Monday, June 01, 2009

The deserving poor and the undeserving rich

On Sunday we were at a loose end so decided to visit a local National Trust property. For those who don't know, the National Trust is an obsession for the middle-aged middle-classes, and being one of the biggest and wealthiest landowners in the UK is responsible for the upkeep of a large number of historical buildings and large areas of British countryside.

Anyway, we visited one of our most local properties - Packwood House. The story in brief is that a wealthy bloke bought a house at the beginning of the twentieth century which had a debatable historical link to the civil war and his son with the improbable name Graham Baron Ash set about collecting artefacts with which to adorn said building. So it is a twentieth century reproduction of a Tudor building.

Soon after completing this, the building was donated to the nation via the National Trust. I'm not sure of the reason for the donation, but tax and death duty is very likely to come into it.

Meanwhile, I have been reading Sarah Wise's book The Blackest Streets which uncovers life in one of London's nastiest slums at the end of the nineteenth century. Lying in an area between some of the busiest roads, it was a dark network of paths - too narrow to even be described as roads - and appalling housing.

At the time, there was the idea floating around of 'deserving' and 'undeserving' poor, the latter being thieves, drunkards and the lazy. This distinction was important, as the Victorian conscience demanded protection of the deserving from the weight of poverty. Uncovering a classic example of Orwellian double-think, Sarah Wise exposes the truth. Those charged with improving the health and sanitation of those who lived in the darkness were the same people who had least to gain from improvements because they were involved in the chain of house rents imposed on the residents. And, it turns out, those who ultimately owned the land were some of the nation's most wealthy individuals, literally acting as parasites on the poor. They claimed to be interested in the morality of the poor (which seemed to be largely about being publicly aghast about lax sexual behaviour, drunkenness etc, vices which are hardly exclusive to the poorest) whilst at the same time were those involved in creating the conditions which forced people to live in this squalor. These places were dens of vice and crime. But they were also places where people worked ridiculously hard to make ends meet, where people fought tooth and claw against the system which seemed to inevitably lead to a spiral of poverty leading to death in the workhouse. Indeed, at several points, those comfortable living members of the ruling classes sought to reduce the meagre social safety net payments to 'encourage the poor to work'.

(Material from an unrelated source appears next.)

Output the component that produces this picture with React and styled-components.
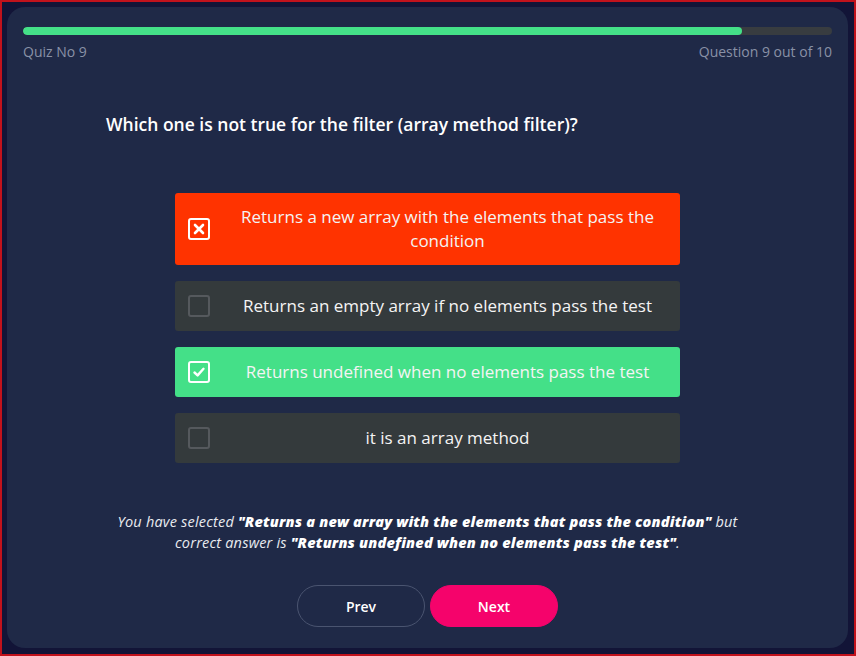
import React from 'react'
import styled, { createGlobalStyle } from 'styled-components'

const GlobalStyle = createGlobalStyle`
  * { box-sizing: border-box; }
  html, body { margin: 0; padding: 0; background: #121437; }
  body { font-family: "Open Sans", "Liberation Sans", sans-serif; }
`;

const options = [
  { text: 'Returns a new array with the elements that pass the condition', state: 'wrong' },
  { text: 'Returns an empty array if no elements pass the test', state: 'idle' },
  { text: 'Returns undefined when no elements pass the test', state: 'right' },
  { text: 'it is an array method', state: 'idle' },
];

const CheckIcon = ({ state }) => (
  <Box state={state}>
    {state === 'wrong' && (
      <svg width="14" height="14" viewBox="0 0 14 14">
        <path d="M3 3 L11 11 M11 3 L3 11" stroke="#fff" strokeWidth="2.6" strokeLinecap="round" />
      </svg>
    )}
    {state === 'right' && (
      <svg width="14" height="14" viewBox="0 0 14 14">
        <path d="M2.5 7.5 L5.6 10.4 L11.5 3.8" stroke="#fff" strokeWidth="2.4" fill="none" strokeLinecap="round" strokeLinejoin="round" />
      </svg>
    )}
  </Box>
);

const App = () => {
  return (
    <Frame>
      <GlobalStyle />
      <Card>
        <Track>
          <Fill style={{ width: `${(9 / 10) * 100 - 1.1}%` }} />
        </Track>
        <Meta>
          <span>Quiz No 9</span>
          <span>Question 9 out of 10</span>
        </Meta>
        <Body>
          <Question>Which one is not true for the filter (array method filter)?</Question>
          <Options>
            {options.map((o) => (
              <Option key={o.text} state={o.state}>
                <CheckIcon state={o.state} />
                <OptionText>{o.text}</OptionText>
              </Option>
            ))}
          </Options>
          <Feedback>
            You have selected <b>"Returns a new array with the elements that pass the condition"</b> but<br />
            correct answer is <b>"Returns undefined when no elements pass the test"</b>.
          </Feedback>
          <Buttons>
            <Button>Prev</Button>
            <Button primary>Next</Button>
          </Buttons>
        </Body>
      </Card>
    </Frame>
  )
}

export default App

const Frame = styled.div`
  width: 856px;
  height: 656px;
  border: 2px solid #c1121c;
  background: #121437;
  padding: 5px 6px 6px 5px;
`;

const Card = styled.div`
  height: 100%;
  background: #1f2947;
  border-radius: 18px;
  padding: 20px 16px;
  display: flex;
  flex-direction: column;
`;

const Track = styled.div`
  height: 8px;
  border-radius: 4px;
  background: #383c40;
  overflow: hidden;
`;

const Fill = styled.div`
  height: 100%;
  border-radius: 4px;
  background: #44e088;
`;

const Meta = styled.div`
  display: flex;
  justify-content: space-between;
  margin-top: 7px;
  font-size: 14px;
  line-height: 20px;
  color: #8991a6;
`;

const Body = styled.div`
  width: 645px;
  margin: 0 auto;
  display: flex;
  flex-direction: column;
  align-items: center;
`;

const Question = styled.div`
  align-self: flex-start;
  margin-top: 50px;
  padding-left: 1px;
  font-size: 17.5px;
  line-height: 24px;
  font-weight: 600;
  color: #fff;
`;

const Options = styled.div`
  margin-top: 57px;
  width: 505px;
  display: flex;
  flex-direction: column;
  gap: 16px;
`;

const optionBg = { wrong: '#ff3300', right: '#44e088', idle: '#343a3c' };

const Option = styled.div`
  display: flex;
  align-items: center;
  gap: 12px;
  min-height: 50px;
  padding: 12px 7px 12px 13px;
  border-radius: 3px;
  background: ${(p) => optionBg[p.state]};
`;

const Box = styled.div`
  flex: none;
  width: 22px;
  height: 22px;
  border-radius: 3px;
  border: 2px solid ${(p) => (p.state === 'idle' ? '#55595d' : '#fff')};
  display: flex;
  align-items: center;
  justify-content: center;
`;

const OptionText = styled.div`
  flex: 1;
  text-align: center;
  font-size: 17px;
  line-height: 24px;
  color: #f4f4f4;
  padding: 0 6px;
`;

const Feedback = styled.div`
  margin-top: 48px;
  text-align: center;
  font-style: italic;
  font-size: 14.5px;
  letter-spacing: 0.2px;
  line-height: 21px;
  color: #e9ebf0;

  b { font-weight: 800; color: #fff; }
`;

const Buttons = styled.div`
  margin-top: 32px;
  display: flex;
  gap: 5px;
`;

const Button = styled.button`
  width: 128px;
  height: 42px;
  border-radius: 21px;
  font-family: inherit;
  font-size: 14px;
  font-weight: 600;
  color: #fff;
  cursor: pointer;
  background: ${(p) => (p.primary ? '#f5036b' : 'transparent')};
  border: 1px solid ${(p) => (p.primary ? '#f5036b' : '#4a5470')};
`;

So we have on one side the 'deserving rich' who are lauded for having saved a load of artefacts for the nation using some un-named source of wealth. On the other, we have the 'undeserving poor' who lived unbelievably bad lives making matchboxes and other poorly paid piecerate work whose lives amounted for so little that when the slums were cleared they were instantly forgotten and their names added to the mountain of bodies at the Somme.

Whilst the slums might have gone from London, the attitude remains. We are constantly bombarded by rich people finding ever more imaginative ways to throw pennies to the poor. We imagine that we are justified to live our lives of leisure and prosperity because 'we have worked hard for it and deserve it'. We try to convince ourselves that we should lead lives of 'positivity', patting ourselves on the back for doing things which in the final analysis amount to very little indeed.

The elephant in the room is that we are responsible for the structural sin that allows people like you and me to live lives of excess whilst other people have lives which amount to almost nothing. The theology of 'original sin' is unfashionable because people don't want to believe that people can be condemned before they've actually done anything.

But the truth is fairly easy to see. Most societies spiral into injustice whereby the few are supported by the poverty of the many. We live as we do because others live in poverty.

Unfortunately for us, justice eventually prevails. We're living on borrowed time.